It comes as a surprise to some people when they learn that the CEO has a boss,

just as the rest of us do. In the case of the CEO, he or she has a multitude of them. They are the shareholders in the company, which means that they are the owners. Diversity Councils must be aware of and responsive to the needs and objectives of the stockholders. Since they are the owners, they will evaluate the economic performance of the company. Diversity can make significant contributions to the corporate performance, but it is important to look at performance through the eyes of the stockholders.

What is meant by "performance" as a stockholder sees it? The easiest answer is... the stock price; hopefully it is a value that is greater than the price that the stock was purchased at.

There are many factors that influence the price of a company's stock. Stockholders are pragmatic and only hold the company responsible for those factors that are within the company's ability to impact and influence. Factors such as profit, expenses, investments, and productivity are such items. However, these performance factors usually are the result of other factors and measures, such as products, R&D, marketing strategies, competition, revenue per employee, and market share. Not only do these items have an affect on the stock price, they are items that every person in the corporation has the ability to influence and impact.

The Stockholder's Network

Just imagine that Stockholders were identified by the Diversity Council as a potential Affinity Group, with the same stature and importance as The Women's Network or the Black Employees Network. These historical groups had been formed to have an impact and they operate with a business objective. Their objectives are usually twofold. First, the group will strive to improve the position and potential of its members, secondly, it will strive to improve the position of the company.

The uniqueness of a Stockholders Network is the fact that improving their members' position and the company's position is one and the same. Improve the company and you will improve the stockholders. If such an Affinity Group actually existed there would be plenty of dialogue within the Diversity Council to understand the priorities and objectives of the group. This would be quite revealing because all diversity members would have a clearer understanding of that group and would be able to "put a face" to the corporate bottom line.
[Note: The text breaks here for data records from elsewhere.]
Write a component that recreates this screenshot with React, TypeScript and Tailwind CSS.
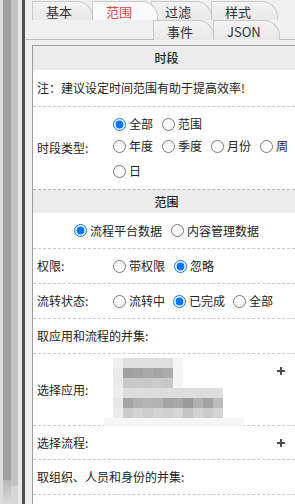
import React from "react";

const font = { fontFamily: '"Noto Sans CJK SC", "Noto Sans", sans-serif' };

function Radio({ label, checked }: { label: string; checked?: boolean }) {
  return (
    <label className="flex h-[22px] items-center whitespace-nowrap">
      <input
        type="radio"
        readOnly
        checked={!!checked}
        className="m-0 mr-[3px] h-[13px] w-[13px] accent-[#0075ff]"
      />
      <span>{label}</span>
    </label>
  );
}

function Plus() {
  return (
    <svg width="8" height="8" viewBox="0 0 8 8" className="shrink-0">
      <path d="M4 0v8M0 4h8" stroke="#4a4a4a" strokeWidth="2" />
    </svg>
  );
}

const mosaic: string[][] = [
  ["#f0f0f0", "#e0e0e0", "#e0e0e0", "#e0e0e0", "#e0e0e0", "#e0e0e0", "#f6f6f6"],
  ["#ebebeb", "#a0a0a0", "#a3a3a3", "#aaaaaa", "#a5a5a5", "#ababab", "#f5f5f5"],
  ["#ececec", "#c8c8c8", "#cacaca", "#c9c9c9", "#cbcbcb", "#c8c8c8", "#f5f5f5"],
  ["#eeeeee", "#dddddd", "#dddddd", "#dddddd", "#dddddd", "#dddddd", "#dddddd", "#dddddd", "#dddddd", "#dddddd", "#dddddd"],
  ["#e8e8e8", "#a5a5a5", "#b0b0b0", "#b5b5b5", "#b3b3b3", "#a5a5a5", "#a8a8a8", "#999999", "#b0b0b0", "#a2a2a2", "#bbbbbb"],
  ["#ececec", "#cccccc", "#d3d3d3", "#cdcdcd", "#d3d3d3", "#d0d0d0", "#d6d6d6", "#c5c5c5", "#d3d3d3", "#cccccc", "#d4d4d4"],
];

function BlurredApps() {
  return (
    <div className="-ml-[9px] mt-[4px] flex flex-col">
      {mosaic.map((row, i) => (
        <div key={i} className="ml-[9px] flex">
          {row.map((c, j) => (
            <div key={j} className="h-[10px] w-[10px]" style={{ background: c }} />
          ))}
        </div>
      ))}
      <div className="h-[8px] w-[140px] bg-[#f6f6f6]" />
    </div>
  );
}

function Tab({ label, active, w }: { label: string; active?: boolean; w: string }) {
  return (
    <div
      className={`${w} relative -ml-[1px] flex h-full items-center rounded-tr-[16px] border border-b-0 border-[#c9c9c9] pl-[13px] pt-[2px] ${
        active ? "z-10 bg-[#fafafa] text-[#cc4b4b]" : "bg-gradient-to-b from-[#f3f3f3] to-[#e9e9e9] text-[#333]"
      }`}
    >
      {label}
    </div>
  );
}

const row = "flex items-center border-b border-dashed border-[#c8c8c8]";

export default function App() {
  return (
    <div className="flex h-[504px] w-[295px] overflow-hidden bg-[#f0f0f0] text-[12px] text-[#222]" style={font}>
      {/* left frame strip */}
      <div className="flex h-full w-[25px] shrink-0">
        <div className="flex w-[3px] flex-col bg-[#dcdcdc]" />
        <div className="flex w-[8px] flex-col bg-[#a0a0a0]">
          <div className="mt-auto h-[24px] bg-gradient-to-b from-[#b8b8b8] to-[#dadada]" />
        </div>
        <div className="flex w-[7px] flex-col bg-[#c3c3c3]">
          <div className="mt-auto h-[18px] bg-[#d6d6d6]" />
        </div>
        <div className="w-[4px] bg-[#e8e8e8]" />
        <div className="w-[3px] bg-[#505050]" />
      </div>

      <div className="-mr-[5px] flex min-w-0 flex-1 flex-col">
        {/* tabs */}
        <div className="flex h-[40px] flex-col border-b border-[#bdbdbd] pl-[8px] text-[13px]">
          <div className="flex h-[20px] pt-[1px]">
            <Tab label="基本" w="w-[61px]" />
            <Tab label="范围" w="w-[66px] -mr-[6px]" active />
            <Tab label="过滤" w="w-[61px]" />
            <Tab label="样式" w="w-[67px]" />
          </div>
          <div className="flex h-[20px] pl-[121px]">
            <Tab label="事件" w="w-[61px]" />
            <Tab label="JSON" w="w-[67px]" />
          </div>
        </div>

        {/* panel */}
        <div className="ml-[7px] mt-[5px] flex flex-1 flex-col border-l border-t border-[#9c9c9c] bg-white">
          <div className="flex h-[24px] shrink-0 items-center justify-center bg-[#ececec] font-medium">时段</div>
          <div className={`${row} h-[37px] shrink-0 pl-[4px]`}>注：建议设定时间范围有助于提高效率!</div>
          <div className="flex h-[83px] shrink-0 items-center border-b border-dashed border-[#b4b4b4] pl-[4px]">
            <div className="w-[76px] shrink-0">时段类型:</div>
            <div className="flex flex-1 flex-col pb-[7px] pt-[6px]">
              <div className="flex gap-x-[9px]">
                <Radio label="全部" checked />
                <Radio label="范围" />
              </div>
              <div className="flex flex-wrap gap-x-[9px] gap-y-[3px]">
                <Radio label="年度" />
                <Radio label="季度" />
                <Radio label="月份" />
                <Radio label="周" />
                <Radio label="日" />
              </div>
            </div>
          </div>

          <div className="flex h-[23px] shrink-0 items-center justify-center bg-[#ececec] font-medium">范围</div>
          <div className={`${row} h-[36px] shrink-0 justify-center gap-x-[9px]`}>
            <Radio label="流程平台数据" checked />
            <Radio label="内容管理数据" />
          </div>
          <div className={`${row} h-[35px] shrink-0 pl-[4px]`}>
            <div className="w-[76px] shrink-0">权限:</div>
            <div className="flex gap-x-[9px]">
              <Radio label="带权限" />
              <Radio label="忽略" checked />
            </div>
          </div>
          <div className={`${row} h-[35px] shrink-0 pl-[4px]`}>
            <div className="w-[76px] shrink-0">流转状态:</div>
            <div className="flex gap-x-[8px]">
              <Radio label="流转中" />
              <Radio label="已完成" checked />
              <Radio label="全部" />
            </div>
          </div>
          <div className={`${row} h-[35px] shrink-0 pl-[4px]`}>取应用和流程的并集:</div>
          <div className="flex h-[72px] shrink-0 items-start border-b border-dashed border-[#c8c8c8] pl-[4px] pr-[15px]">
            <div className="w-[76px] shrink-0 self-center">选择应用:</div>
            <BlurredApps />
            <div className="ml-auto mt-[13px]">
              <Plus />
            </div>
          </div>
          <div className={`${row} h-[34px] shrink-0 pl-[4px] pr-[15px]`}>
            <div className="w-[76px] shrink-0">选择流程:</div>
            <div className="ml-auto">
              <Plus />
            </div>
          </div>
          <div className={`${row} h-[35px] shrink-0 pl-[4px]`}>取组织、人员和身份的并集:</div>
        </div>
      </div>
    </div>
  );
}
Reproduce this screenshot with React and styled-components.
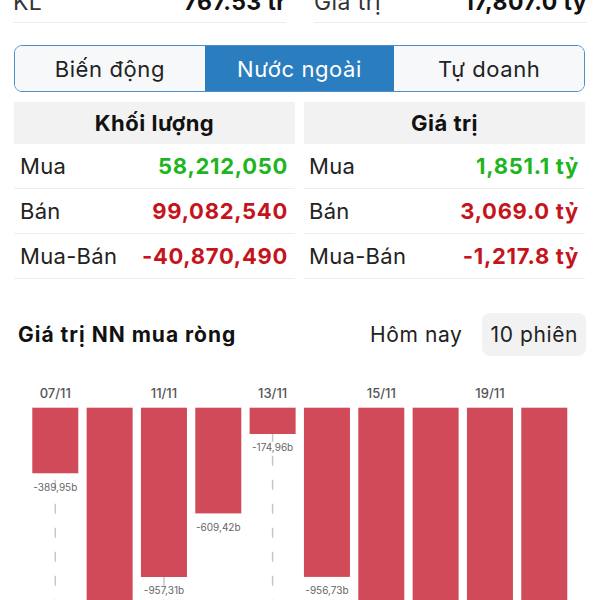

The Stockholder's Network will be different from the other Affinity Groups in some ways but there is one area in which the difference is dramatic. The Diversity Council and corporate management will not be the only groups to measure its performance, progress and impact. Others will pass critical judgment and there is no escape from the harsh light of unacceptable performance. Wall St. will be casting its votes every hour of every day.
By definition, the Stockholders, in the context of an Affinity Group cannot judge themselves as having been successful unless the corporation has been judged to be successful.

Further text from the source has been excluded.